En décimo y último lugar, desnudar al poder es imprescindible. La transparencia es un medio importante. No porque la impudicia sea un desiderátum en sí mismo, sino porque facilita los rudimentos informativos que son necesarios para que la maquinaria del Estado de Derecho se ponga en marcha para combatir esta ilegalidad cualificada.

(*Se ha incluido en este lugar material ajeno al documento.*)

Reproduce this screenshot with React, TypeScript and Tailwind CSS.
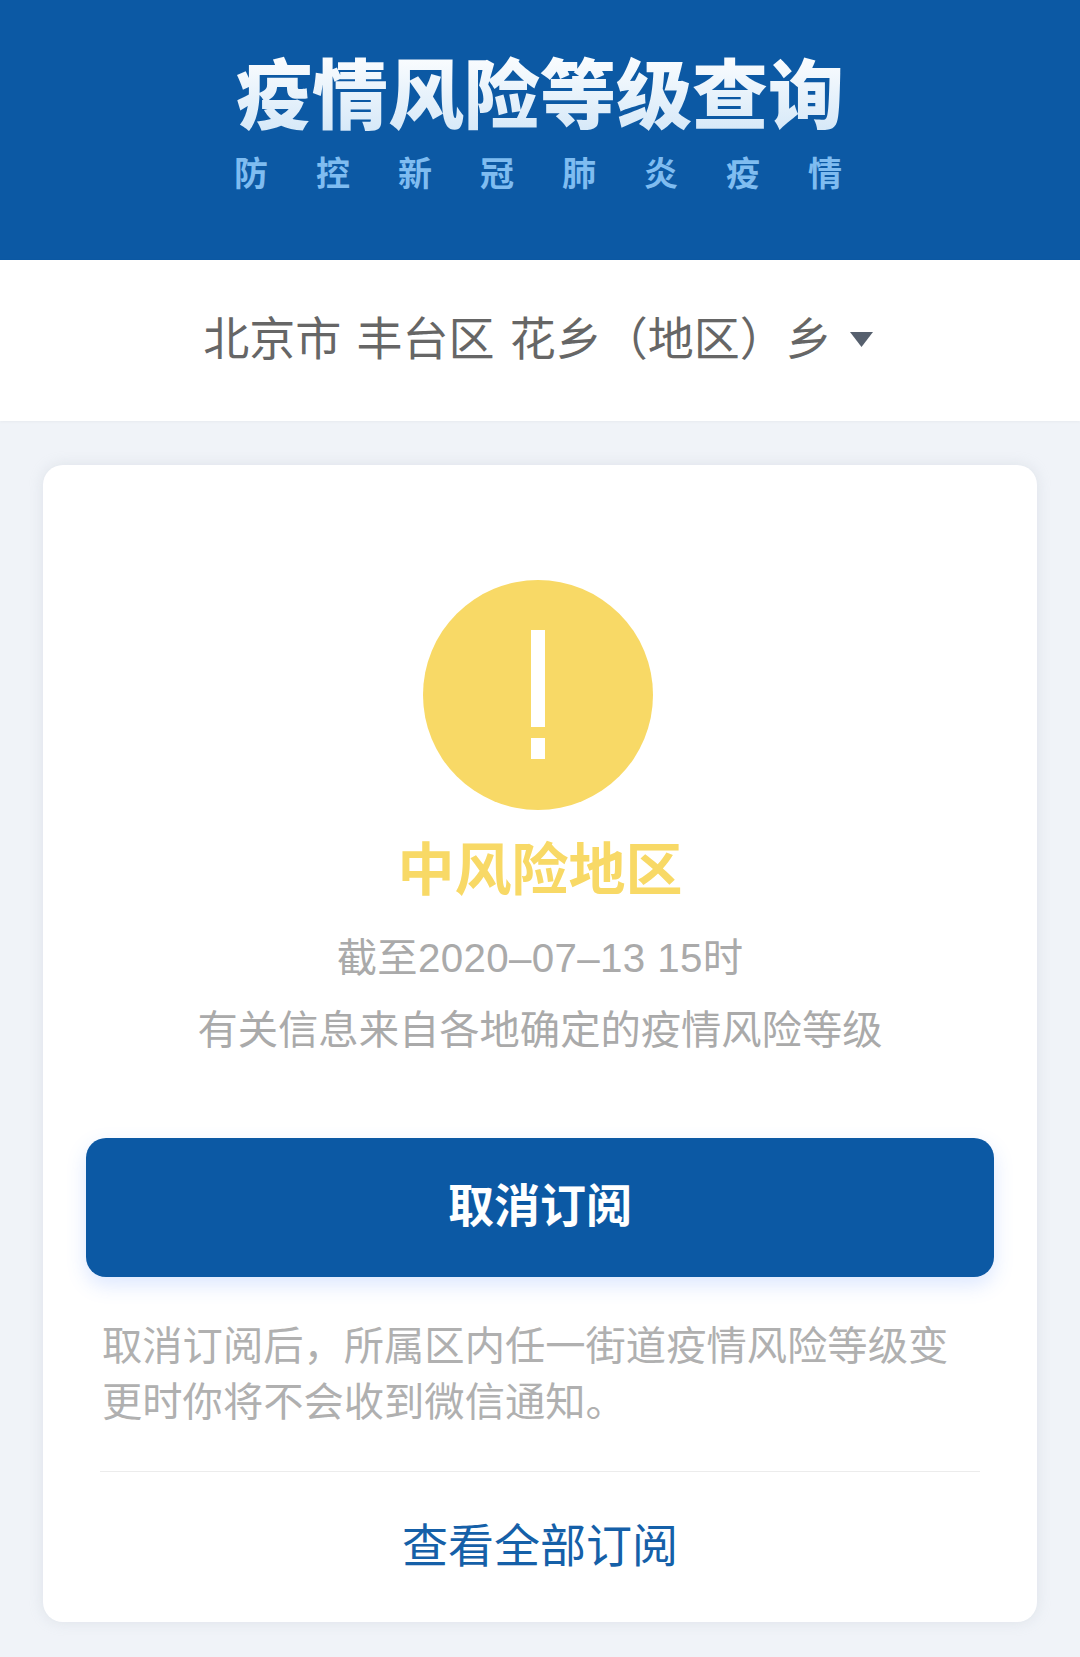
const cjk = "font-['Noto_Sans_CJK_SC','Liberation_Sans',sans-serif]";

export default function App() {
  return (
    <div className={`${cjk} min-h-[1657px] bg-[#f0f3f8]`}>
      {/* Header */}
      <div className="h-[260px] bg-[#0c59a4] flex flex-col items-center pt-[46px]">
        <div className="text-[76px] leading-[88px] font-black whitespace-nowrap bg-linear-to-b from-white to-[#d5e8f8] bg-clip-text text-transparent">
          疫情风险等级查询
        </div>
        <div className="w-[608px] mr-[4px] flex justify-between text-[34px] leading-[40px] font-bold text-[#7fbcf0] mt-[18px]">
          {"防控新冠肺炎疫情".split("").map((c, i) => (
            <span key={i}>{c}</span>
          ))}
        </div>
      </div>

      {/* Location picker */}
      <div className="h-[161px] bg-white flex items-center justify-center pr-[4px] text-[#666666] text-[46px] leading-none shadow-[0_1px_3px_rgba(0,0,0,0.04)]">
        <span className="whitespace-pre pb-[12px] [word-spacing:5px]">北京市 丰台区 花乡（地区）乡</span>
        <svg width="23" height="15" viewBox="0 0 23 15" className="ml-[18px] mb-[2px]">
          <path d="M0 0H23L11.5 15Z" fill="#56606e" />
        </svg>
      </div>

      {/* Card */}
      <div className="px-[43px] pt-[44px]">
        <div className="h-[1157px] bg-white rounded-[20px] shadow-[0_0_14px_rgba(180,190,200,0.3)] px-[43px] pt-[115px] flex flex-col">
          <div className="flex justify-center pr-[4px]">
            <div className="w-[230px] h-[230px] rounded-full bg-[#f8d966] flex flex-col items-center pt-[50px]">
              <div className="w-[14px] h-[97px] bg-white" />
              <div className="w-[14px] h-[21px] bg-white mt-[11px]" />
            </div>
          </div>
          <div className="mt-[20px] text-center text-[57px] leading-[70px] font-bold text-[#f8d966]">
            中风险地区
          </div>
          <div className="mt-[20px] text-center text-[40.3px] leading-[72px] text-[#aaaaaa]">
            <div className="pt-[3px] mb-[-4px] tracking-[0.35px] font-['Liberation_Sans','Noto_Sans_CJK_SC',sans-serif]">截至2020–07–13 15时</div>
            <div>有关信息来自各地确定的疫情风险等级</div>
          </div>

          <button className="mt-[75px] h-[139px] shrink-0 rounded-[20px] bg-[#0c59a4] text-white text-[46px] leading-none font-bold pb-[11px] shadow-[0_8px_20px_rgba(60,120,255,0.18)]">
            取消订阅
          </button>

          <p className="mt-[38px] px-[16px] text-[40.3px] leading-[56px] text-[#b0b0b0]">
            取消订阅后，所属区内任一街道疫情风险等级变更时你将不会收到微信通知。
          </p>

          <div className="mt-[44px] mx-[14px] border-t border-[#ececec]" />
          <div className="mt-[40px] text-center text-[46px] leading-[60px] text-[#1560a8]">
            查看全部订阅
          </div>
        </div>
      </div>
    </div>
  );
}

En definitiva, el combate contra la corrupción en España tiene una solución paradójica: por un lado, mejor regulación y mejores controles, eliminando las trabas innecesarias, desproporcionadas e intervencionistas y, por otro, la efectividad de la restricción por la vía de su interiorización mediante la certidumbre de que el castigo penal se producirá y, además, de manera rápida y ejemplar. El único disuasivo realmente eficaz. El único que permite interiorizar las restricciones efectivas a la avaricia. Entre uno y otro, los ciudadanos. La corrupción es un acto social y con implicaciones sociales. No hay corrupción si no hay corruptos. Los ciudadanos deben ser beligerantes. La transparencia les debe facilitar información para desencadenar la acción de la Justicia. Ésta, con los medios adecuados, debería aplicar el castigo, el que revigoriza las restricciones a la avaricia.